Siang itu begitu terik, matahari terasa menyengat kepala. Sementara genangan air akibat rob dan curah hujan malam sebelumnya, masih terlihat membasahi Jalan Ronggowarsito setinggi mata kaki. Wilayah ini memang terletak tidak jauh dari garis pantai Semarang atau satu kilometeran dari Stasiun Tawang. Meskipun begitu, sekelompok peneliti dari Pusat Arkeologi Nasional (Pusarnas), dibantu peneliti lintas ilmu dan lintas kota, tetap saja menyusuri lorong-lorong sempit di antara rumah-rumah kumuh di Kampung Sporland.

“Ini bekas stasiun lama Samarang NIS,” kata Tjahjono Rahardjo, penggila kereta dari Indonesian Railway Preservation Society (IRPS) yang juga dosen di Unika Soegijapranata Semarang. NIS merupakan singkatan dari Nederlandsch Indische Spoorweg Maatschappij, sebuah perusahaan swasta yang pertama kali membangun jaringan kereta api di Semarang pada masa pemerintahan kolonial Belanda.

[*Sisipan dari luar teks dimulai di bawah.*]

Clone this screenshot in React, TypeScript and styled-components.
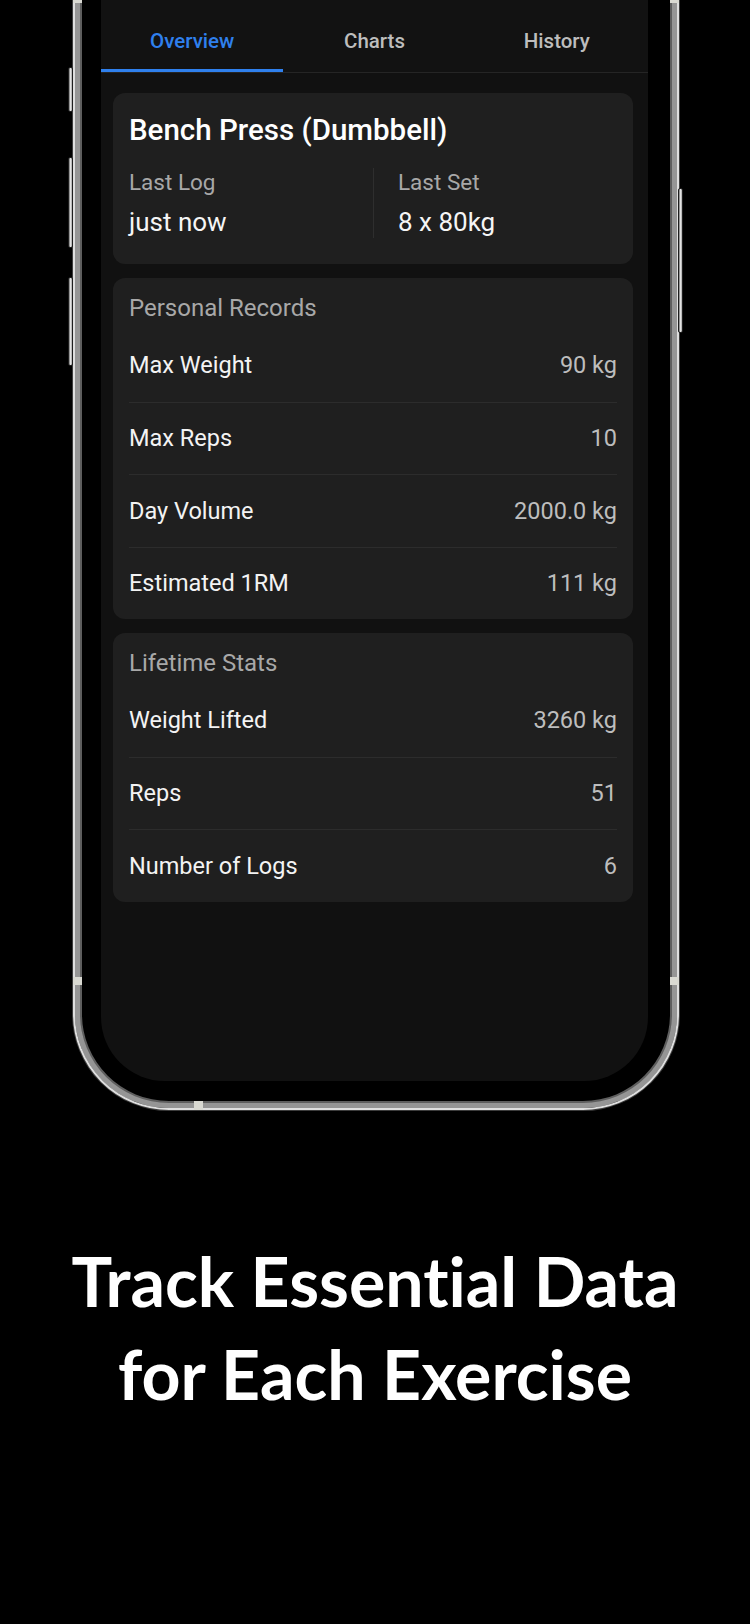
import React from "react";
import styled, { createGlobalStyle } from "styled-components";

const GlobalStyle = createGlobalStyle`
  html, body { margin: 0; padding: 0; background: #000; }
  body { width: 750px; height: 1624px; overflow: hidden; }
  #root { width: 750px; height: 1624px; }
  * { box-sizing: border-box; }
`;

const Page = styled.div`
  width: 750px;
  height: 1624px;
  background: #000;
  display: flex;
  flex-direction: column;
  align-items: flex-start;
  overflow: hidden;
  font-family: Roboto, "Liberation Sans", sans-serif;
`;

const PhoneWrap = styled.div`
  position: relative;
  margin: -20px 0 0 73px;
  width: 606px;
`;

const Frame = styled.div`
  width: 606px;
  height: 1130px;
  background: #000;
  border: 2px solid #dedede;
  border-radius: 0 0 96px 96px;
  box-shadow: 0 0 0 1px #3c3c3c, inset 0 0 0 5px #959595, inset 0 0 0 7px #5e5e5e;
  padding: 0 29px 27px 26px;
  display: flex;
`;

const SideButton = styled.div<{ $side: "left" | "right"; $top: number; $h: number }>`
  position: absolute;
  top: ${(p) => p.$top}px;
  height: ${(p) => p.$h}px;
  width: 5px;
  ${(p) => (p.$side === "left" ? "left: -5px;" : "right: -4px;")}
  border: 1px solid #1e1e1e;
  border-radius: 2px;
  background: linear-gradient(90deg, #6d6d6d, #f0f0f0 55%, #9a9a9a);
`;

const Band = styled.div<{ $pos: "left" | "right" | "bottom" | "topL" | "topR"; $top?: number }>`
  position: absolute;
  background: #d9d9d2;
  ${(p) =>
    p.$pos === "left"
      ? `left: 0; width: 9px; top: ${p.$top}px; height: 8px;`
      : p.$pos === "right"
      ? `right: 0; width: 9px; top: ${p.$top}px; height: 8px;`
      : p.$pos === "topL"
      ? `left: 0; width: 9px; top: 20px; height: 3px;`
      : p.$pos === "topR"
      ? `right: 0; width: 9px; top: 20px; height: 3px;`
      : `left: 121px; width: 9px; bottom: 0; height: 9px;`}
`;

const Screen = styled.div`
  flex: 1;
  background: #111111;
  border-radius: 0 0 64px 64px;
  overflow: hidden;
  display: flex;
  flex-direction: column;
`;

const TabBar = styled.div`
  display: grid;
  grid-template-columns: repeat(3, 1fr);
  padding-top: 20px;
  background: #121212;
  border-bottom: 1px solid #252525;
`;

const Tab = styled.div<{ $active?: boolean }>`
  height: 70px;
  padding-top: 10px;
  display: flex;
  align-items: center;
  justify-content: center;
  font-size: 20.5px;
  font-weight: 500;
  color: ${(p) => (p.$active ? "#2f80ed" : "#bdbdbd")};
  border-bottom: 3px solid ${(p) => (p.$active ? "#2f80ed" : "transparent")};
`;

const Content = styled.div`
  display: flex;
  flex-direction: column;
  gap: 14px;
  padding: 20px 15px 0 12px;
`;

const Card = styled.div`
  background: #1f1f1f;
  border-radius: 12px;
  padding: 16px 16px 0;
`;

const SummaryCard = styled(Card)`
  padding: 20px 16px 26px;
`;

const Title = styled.div`
  font-size: 29.5px;
  font-weight: 500;
  line-height: 34px;
  color: #ffffff;
`;

const StatsGrid = styled.div`
  display: grid;
  grid-template-columns: 1fr 1fr;
  margin-top: 21px;
`;

const StatCol = styled.div<{ $divided?: boolean }>`
  display: flex;
  flex-direction: column;
  gap: 10px;
  ${(p) => (p.$divided ? "border-left: 1px solid #2e2e2e; padding-left: 24px;" : "")}
`;

const StatLabel = styled.div`
  font-size: 22.5px;
  line-height: 28px;
  color: #a8a8a8;
`;

const StatValue = styled.div`
  font-size: 26px;
  line-height: 32px;
  color: #f5f5f5;
`;

const SectionTitle = styled.div`
  font-size: 24px;
  line-height: 28px;
  color: #a8a8a8;
  margin-bottom: 7px;
`;

const Row = styled.div`
  height: 72.5px;
  display: flex;
  align-items: center;
  justify-content: space-between;
  font-size: 23.5px;
  & + & {
    border-top: 1px solid #2c2c2c;
  }
`;

const RowLabel = styled.span`
  color: #f3f3f3;
`;

const RowValue = styled.span`
  color: #bdbdbd;
`;

const Headline = styled.h1`
  margin: 124px 0 0;
  width: 100%;
  text-align: center;
  font-family: Lato, "Open Sans", sans-serif;
  font-weight: 700;
  font-size: 68px;
  line-height: 93px;
  font-variant-ligatures: none;
  font-feature-settings: "liga" 0, "clig" 0;
  color: #ffffff;
`;

const records = [
  ["Max Weight", "90 kg"],
  ["Max Reps", "10"],
  ["Day Volume", "2000.0 kg"],
  ["Estimated 1RM", "111 kg"],
];

const lifetime = [
  ["Weight Lifted", "3260 kg"],
  ["Reps", "51"],
  ["Number of Logs", "6"],
];

export default function App() {
  return (
    <>
      <GlobalStyle />
      <Page>
        <PhoneWrap>
          <SideButton $side="left" $top={87} $h={45} />
          <SideButton $side="left" $top={177} $h={91} />
          <SideButton $side="left" $top={297} $h={89} />
          <SideButton $side="right" $top={208} $h={145} />
          <Frame>
            <Screen>
              <TabBar>
                <Tab $active>Overview</Tab>
                <Tab>Charts</Tab>
                <Tab>History</Tab>
              </TabBar>
              <Content>
                <SummaryCard>
                  <Title>Bench Press (Dumbbell)</Title>
                  <StatsGrid>
                    <StatCol>
                      <StatLabel>Last Log</StatLabel>
                      <StatValue>just now</StatValue>
                    </StatCol>
                    <StatCol $divided>
                      <StatLabel>Last Set</StatLabel>
                      <StatValue>8 x 80kg</StatValue>
                    </StatCol>
                  </StatsGrid>
                </SummaryCard>
                <Card>
                  <SectionTitle>Personal Records</SectionTitle>
                  {records.map(([l, v]) => (
                    <Row key={l}>
                      <RowLabel>{l}</RowLabel>
                      <RowValue>{v}</RowValue>
                    </Row>
                  ))}
                </Card>
                <Card>
                  <SectionTitle>Lifetime Stats</SectionTitle>
                  {lifetime.map(([l, v]) => (
                    <Row key={l}>
                      <RowLabel>{l}</RowLabel>
                      <RowValue>{v}</RowValue>
                    </Row>
                  ))}
                </Card>
              </Content>
            </Screen>
          </Frame>
          <Band $pos="topL" />
          <Band $pos="topR" />
          <Band $pos="left" $top={997} />
          <Band $pos="right" $top={997} />
          <Band $pos="bottom" />
        </PhoneWrap>
        <Headline>
          Track Essential Data
          <br />
          for Each Exercise
        </Headline>
      </Page>
    </>
  );
}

Stasiun Samarang NIS merupakan stasiun tertua di Semarang, juga tertua di Indonesia. Stasiun itu mulai dibangun tanggal 16 Juni 1864, ditandai dengan pencangkulan pertama oleh Gubernur Jendral Baron Sloet van de Beele. Pembangunan jalur itu melalui besluit nomor 1 tahun 1862, sementara pembebasan tanahnya berdasarkan staatsblad nomor 135 tahun 1865 yang diperbarui lagi dengan staatsblad nomor 132 tahun 1866. Peluncuran kereta dilakukan tanggal 10 Agustus 1867, merentang sepanjang 25 kilometer dari Semarang ke Tanggung melalui Halte Alastua dan Brumbung.


Stasiun Tambaksari

Menurut sumber lain, stasiun tertua di Semarang bernama Tambaksari. Identifikasinya mirip Stasiun Semarang NIS, misalnya terletak sekitar satu kilometer dari Kota Lama dan tidak jauh dari pelabuhan.

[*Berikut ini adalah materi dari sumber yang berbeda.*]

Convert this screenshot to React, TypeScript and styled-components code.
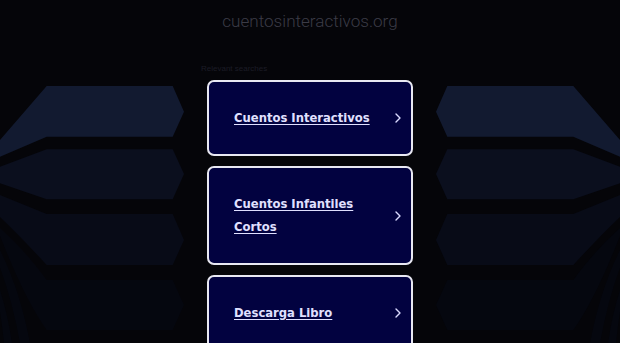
import React from "react";
import styled, { createGlobalStyle } from "styled-components";

const GlobalStyle = createGlobalStyle`
  html, body { margin: 0; padding: 0; background: #050509; }
  body { font-family: "DejaVu Sans", Verdana, sans-serif; }
`;

const Page = styled.div`
  width: 620px;
  height: 343px;
  overflow: hidden;
  background: #050509;
  display: flex;
  flex-direction: column;
`;

const Header = styled.header`
  height: 60px;
  display: flex;
  justify-content: center;
  padding-top: 9px;
  box-sizing: border-box;
`;

const Domain = styled.h1`
  margin: 0;
  font-family: Roboto, "Liberation Sans", Arial, sans-serif;
  font-weight: 300;
  font-size: 17.1px;
  line-height: 24px;
  color: #3b3b46;
`;

const Body = styled.div`
  display: grid;
  grid-template-columns: 1fr 206px 1fr;
  flex: 1;
  min-height: 0;
`;

const Wing = styled.svg<{ $mirror?: boolean }>`
  display: block;
  width: 207px;
  height: 283px;
  transform: ${(p) => (p.$mirror ? "scaleX(-1)" : "none")};
`;

const Main = styled.main`
  display: flex;
  flex-direction: column;
`;

const Label = styled.div`
  font-family: "Liberation Sans", Arial, sans-serif;
  font-size: 8px;
  line-height: 12px;
  color: #1c1c26;
  margin: 3px 0 5px -6px;
`;

const List = styled.div`
  display: flex;
  flex-direction: column;
  gap: 10px;
`;

const Card = styled.a`
  display: flex;
  align-items: center;
  justify-content: space-between;
  box-sizing: border-box;
  width: 206px;
  padding: 24.5px 10px 24.5px 25px;
  background: #020240;
  border: 2px solid #e8e8f2;
  border-radius: 7px;
  text-decoration: none;
`;

const CardText = styled.span`
  max-width: 146px;
  font-family: "DejaVu Sans", Verdana, sans-serif;
  font-weight: 700;
  font-size: 11.6px;
  line-height: 23px;
  color: #e0e0ff;
  text-decoration: underline;
  text-decoration-thickness: 1px;
  text-underline-offset: 2px;
`;

const Chevron = styled.svg`
  display: block;
  width: 6px;
  height: 10px;
  flex: none;
`;

const items = ["Cuentos Interactivos", "Cuentos Infantiles Cortos", "Descarga Libro"];

const WingArt: React.FC<{ mirror?: boolean }> = ({ mirror }) => (
  <Wing $mirror={mirror} viewBox="0 0 207 283" aria-hidden="true">
    <g transform="translate(0,-60)">
      <polygon
        fill="#121a30"
        points="46.7,86 172.7,86 184,111.7 172.7,136.7 46.7,136.7 0,156.7 0,140"
      />
      <polygon
        fill="#0b0f1e"
        points="46.7,149.3 172.7,149.3 184,174 172.7,199.3 46.7,199.3 0,183.3 0,166.7"
      />
      <path
        fill="#080b17"
        d="M46.7,214 L172.7,214 L184,240 L172.7,265 L46.7,265 Q20,236 0,217 L0,195 Z"
      />
      <path
        fill="#05070f"
        d="M46.7,280 L172.7,280 L184,305 L172.7,330 L46.7,330 Q25,300 0,236 L0,228 Q25,250 46.7,280 Z"
      />
      <path fill="#05070f" d="M0,250 Q20,290 30,343 L20,343 Q12,300 0,268 Z" />
      <path fill="#05070f" d="M0,290 Q8,315 12,343 L4,343 Q2,325 0,312 Z" />
      <polygon fill="#04050c" points="46.7,345 172.7,345 184,370 46.7,370" />
    </g>
  </Wing>
);

export default function App() {
  return (
    <>
      <GlobalStyle />
      <Page>
        <Header>
          <Domain>cuentosinteractivos.org</Domain>
        </Header>
        <Body>
          <WingArt />
          <Main>
            <Label>Relevant searches</Label>
            <List>
              {items.map((t) => (
                <Card key={t} href="#">
                  <CardText>{t}</CardText>
                  <Chevron viewBox="0 0 6 10">
                    <path
                      d="M1 1 L5 5 L1 9"
                      fill="none"
                      stroke="#dadaff"
                      strokeWidth="1.4"
                      strokeLinecap="round"
                      strokeLinejoin="round"
                    />
                  </Chevron>
                </Card>
              ))}
            </List>
          </Main>
          <WingArt mirror />
        </Body>
      </Page>
    </>
  );
}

Bahkan ada sumber yang menyebutkan bahwa stasiun pertama di Semarang bernama Kemijen. Stasiun itu terletak di dekat persilangan jalur rel milik NIS dan SJS (Samarang Joana Stoomtram Maatschappij). Oleh sementara orang Stasiun Kemijen sering kali disamakan dengan Stasiun Samarang Gudang, yang sampai sekarang masih terlihat sisa-sisanya meskipun sudah dikepung air.

Pusarnas-cooltextYang menjadi pertanyaan, di mana sebenarnya lokasi yang tepat dari stasiun tertua itu? Apakah benar bernama Samarang NIS, Tambaksari, ataukah Kemijen? Sayang saat ini sisa-sisa bangunan stasiun sulit dilacak. Kendati demikian, jejak bangunan stasiun masih terekam di peta Semarang tahun 1866. Stasiun pertama itu disebutkan dengan nama berbeda. Uniknya, Stasiun Tambaksari, Stasiun Kemijen, dan Stasiun Samarang NIS itu sama-sama terletak di wilayah yang dulunya disebut Tambaksari, sekarang Kelurahan Kemijen.

Namun nama Stasiun Kemijen diragukan Tjahjono. Mungkin, katanya, penyebutan ini salah kaprah dari nama Halte Kemijen yang dibangun oleh perusahaan SJS. Halte ini kecil dan terbuat dari kayu, terletak tidak jauh dari Stasiun Samarang NIS. Halte Kemijen berada pada jalur Semarang-Demak. Jalur itu berhenti operasi tahun 1986. Bahkan, menurut sejumlah pensiunan pegawai kereta api, Stasiun Kemijen lebih mirip rumah sinyal.


Amblas

Semua bangunan yang terletak di gang sempit di RT 2 RW 3 Kelurahan Kemijen, rata-rata telah amblas sekitar tiga meter. Genteng yang tadinya tidak mudah disentuh orang, kini justru tingginya lebih rendah daripada orang dewasa. “Bangunan di sini mulai amblas sekitar tahun 1990-an,” kata Ramelan (84), pensiunan pegawai kereta api. Padahal, itulah sisa-sisa bangunan stasiun tertua.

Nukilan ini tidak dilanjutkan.